Recorded data
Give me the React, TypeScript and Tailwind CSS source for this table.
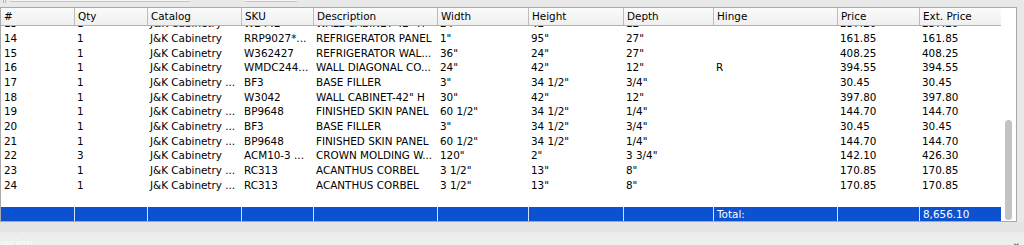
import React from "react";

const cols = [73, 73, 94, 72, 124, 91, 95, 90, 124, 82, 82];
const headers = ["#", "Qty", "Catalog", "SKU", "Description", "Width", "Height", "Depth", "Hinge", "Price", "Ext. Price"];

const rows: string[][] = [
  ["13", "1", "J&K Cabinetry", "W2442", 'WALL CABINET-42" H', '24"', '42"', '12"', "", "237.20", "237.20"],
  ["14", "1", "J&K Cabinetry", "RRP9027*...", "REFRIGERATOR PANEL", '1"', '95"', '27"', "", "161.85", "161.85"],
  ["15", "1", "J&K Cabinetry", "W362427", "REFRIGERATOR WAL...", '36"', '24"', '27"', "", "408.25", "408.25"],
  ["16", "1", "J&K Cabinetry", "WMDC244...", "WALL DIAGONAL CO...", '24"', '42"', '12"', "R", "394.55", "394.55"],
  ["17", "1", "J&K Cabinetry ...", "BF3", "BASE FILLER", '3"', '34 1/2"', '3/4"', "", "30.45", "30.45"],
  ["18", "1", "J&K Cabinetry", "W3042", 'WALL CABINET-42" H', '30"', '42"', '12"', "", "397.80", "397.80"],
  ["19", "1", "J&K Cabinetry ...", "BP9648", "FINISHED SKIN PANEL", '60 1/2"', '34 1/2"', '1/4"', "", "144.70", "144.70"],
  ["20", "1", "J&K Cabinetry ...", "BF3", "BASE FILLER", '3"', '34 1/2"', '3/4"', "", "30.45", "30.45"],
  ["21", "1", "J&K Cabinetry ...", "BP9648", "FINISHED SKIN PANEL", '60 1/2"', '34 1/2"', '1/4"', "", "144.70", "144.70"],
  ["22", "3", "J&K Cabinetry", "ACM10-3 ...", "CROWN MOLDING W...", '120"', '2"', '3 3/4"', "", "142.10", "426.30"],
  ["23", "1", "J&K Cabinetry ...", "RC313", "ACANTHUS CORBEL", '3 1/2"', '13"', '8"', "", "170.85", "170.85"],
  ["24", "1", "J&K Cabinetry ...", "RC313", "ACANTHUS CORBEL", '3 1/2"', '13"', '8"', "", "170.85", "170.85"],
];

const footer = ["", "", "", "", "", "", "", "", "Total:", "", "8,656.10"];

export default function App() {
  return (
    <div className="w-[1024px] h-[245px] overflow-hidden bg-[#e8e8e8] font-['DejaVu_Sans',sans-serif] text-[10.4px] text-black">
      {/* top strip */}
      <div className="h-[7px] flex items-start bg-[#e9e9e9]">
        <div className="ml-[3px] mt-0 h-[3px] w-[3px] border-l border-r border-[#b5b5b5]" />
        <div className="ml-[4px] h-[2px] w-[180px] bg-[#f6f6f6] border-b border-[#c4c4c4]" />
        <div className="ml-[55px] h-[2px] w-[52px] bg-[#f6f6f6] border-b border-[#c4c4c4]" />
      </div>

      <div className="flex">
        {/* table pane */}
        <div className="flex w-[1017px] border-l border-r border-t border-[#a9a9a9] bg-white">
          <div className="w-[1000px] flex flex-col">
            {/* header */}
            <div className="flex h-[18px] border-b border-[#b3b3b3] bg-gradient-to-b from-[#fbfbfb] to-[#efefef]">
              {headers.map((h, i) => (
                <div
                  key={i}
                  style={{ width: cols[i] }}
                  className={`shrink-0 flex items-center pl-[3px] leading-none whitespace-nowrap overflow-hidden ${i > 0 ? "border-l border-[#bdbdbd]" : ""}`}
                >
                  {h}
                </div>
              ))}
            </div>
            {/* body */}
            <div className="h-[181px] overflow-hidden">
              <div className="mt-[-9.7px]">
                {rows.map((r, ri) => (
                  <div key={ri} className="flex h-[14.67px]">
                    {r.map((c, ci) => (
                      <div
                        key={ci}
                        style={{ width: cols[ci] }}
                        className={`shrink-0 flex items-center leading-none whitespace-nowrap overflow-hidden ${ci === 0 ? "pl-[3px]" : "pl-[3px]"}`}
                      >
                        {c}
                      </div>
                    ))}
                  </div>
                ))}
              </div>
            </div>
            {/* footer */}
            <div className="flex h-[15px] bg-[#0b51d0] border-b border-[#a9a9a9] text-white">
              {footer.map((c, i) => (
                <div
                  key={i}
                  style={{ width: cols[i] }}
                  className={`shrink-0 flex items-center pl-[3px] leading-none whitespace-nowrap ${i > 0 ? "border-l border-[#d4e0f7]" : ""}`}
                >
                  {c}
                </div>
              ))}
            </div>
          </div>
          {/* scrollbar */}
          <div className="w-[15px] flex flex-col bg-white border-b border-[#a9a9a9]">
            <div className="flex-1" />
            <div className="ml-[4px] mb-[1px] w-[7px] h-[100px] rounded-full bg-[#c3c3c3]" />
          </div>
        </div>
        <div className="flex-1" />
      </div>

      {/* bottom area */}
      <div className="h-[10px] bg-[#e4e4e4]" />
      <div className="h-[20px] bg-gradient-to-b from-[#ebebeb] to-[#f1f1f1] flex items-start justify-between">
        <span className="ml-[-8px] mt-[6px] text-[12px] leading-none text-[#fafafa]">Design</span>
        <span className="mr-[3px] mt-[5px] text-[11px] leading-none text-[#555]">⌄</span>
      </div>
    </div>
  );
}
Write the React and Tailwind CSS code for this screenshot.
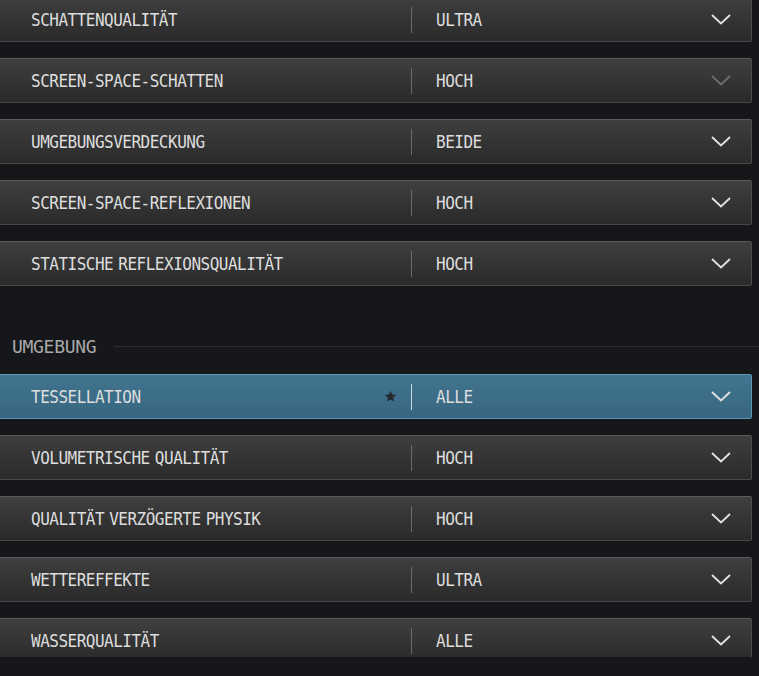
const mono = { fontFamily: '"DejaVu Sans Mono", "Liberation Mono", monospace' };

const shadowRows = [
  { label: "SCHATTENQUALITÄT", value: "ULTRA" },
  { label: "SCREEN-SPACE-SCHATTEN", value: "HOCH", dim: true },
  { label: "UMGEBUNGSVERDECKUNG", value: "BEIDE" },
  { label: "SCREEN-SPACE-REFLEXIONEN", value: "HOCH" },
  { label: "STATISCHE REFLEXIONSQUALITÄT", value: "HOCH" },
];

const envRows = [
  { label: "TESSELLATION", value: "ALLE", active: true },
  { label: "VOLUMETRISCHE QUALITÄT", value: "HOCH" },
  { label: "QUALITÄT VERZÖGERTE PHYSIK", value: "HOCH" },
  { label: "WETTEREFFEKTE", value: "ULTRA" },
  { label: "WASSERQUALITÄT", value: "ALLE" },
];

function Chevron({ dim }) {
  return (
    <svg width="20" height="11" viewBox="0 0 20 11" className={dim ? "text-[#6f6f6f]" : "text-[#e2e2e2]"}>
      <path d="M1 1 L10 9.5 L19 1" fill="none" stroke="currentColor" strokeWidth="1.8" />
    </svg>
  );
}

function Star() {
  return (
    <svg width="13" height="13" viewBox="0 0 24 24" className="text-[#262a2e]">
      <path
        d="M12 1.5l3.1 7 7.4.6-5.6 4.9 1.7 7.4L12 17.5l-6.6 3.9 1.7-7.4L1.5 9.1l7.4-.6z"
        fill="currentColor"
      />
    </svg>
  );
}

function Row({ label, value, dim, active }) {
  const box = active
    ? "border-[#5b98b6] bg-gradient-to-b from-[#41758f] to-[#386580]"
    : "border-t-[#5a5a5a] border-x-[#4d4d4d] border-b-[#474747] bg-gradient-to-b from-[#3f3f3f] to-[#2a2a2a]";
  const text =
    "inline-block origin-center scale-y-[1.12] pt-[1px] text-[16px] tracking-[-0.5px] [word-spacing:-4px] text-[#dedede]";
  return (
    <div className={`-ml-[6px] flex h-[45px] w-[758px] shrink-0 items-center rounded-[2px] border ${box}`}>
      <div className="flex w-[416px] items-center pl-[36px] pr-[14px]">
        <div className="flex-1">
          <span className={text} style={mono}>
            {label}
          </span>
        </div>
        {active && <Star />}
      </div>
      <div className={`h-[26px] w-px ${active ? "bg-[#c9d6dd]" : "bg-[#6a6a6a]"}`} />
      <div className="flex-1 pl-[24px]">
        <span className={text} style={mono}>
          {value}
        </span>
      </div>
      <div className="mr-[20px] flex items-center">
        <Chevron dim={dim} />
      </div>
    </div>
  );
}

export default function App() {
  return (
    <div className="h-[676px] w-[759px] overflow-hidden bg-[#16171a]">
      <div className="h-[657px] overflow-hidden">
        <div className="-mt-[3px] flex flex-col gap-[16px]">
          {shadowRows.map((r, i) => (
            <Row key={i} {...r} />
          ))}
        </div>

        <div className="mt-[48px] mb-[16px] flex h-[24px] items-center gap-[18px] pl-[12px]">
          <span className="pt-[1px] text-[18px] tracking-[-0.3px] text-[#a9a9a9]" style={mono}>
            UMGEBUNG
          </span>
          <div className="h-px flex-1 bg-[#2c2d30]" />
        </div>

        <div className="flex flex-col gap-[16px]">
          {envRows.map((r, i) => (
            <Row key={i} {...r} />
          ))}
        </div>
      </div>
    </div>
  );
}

Given exercise
Find each line holding the word "Tailwind" and copy it.

Result of the task
Give me the React, TypeScript and Tailwind CSS source for this table.
Write the React and Tailwind CSS code for this screenshot.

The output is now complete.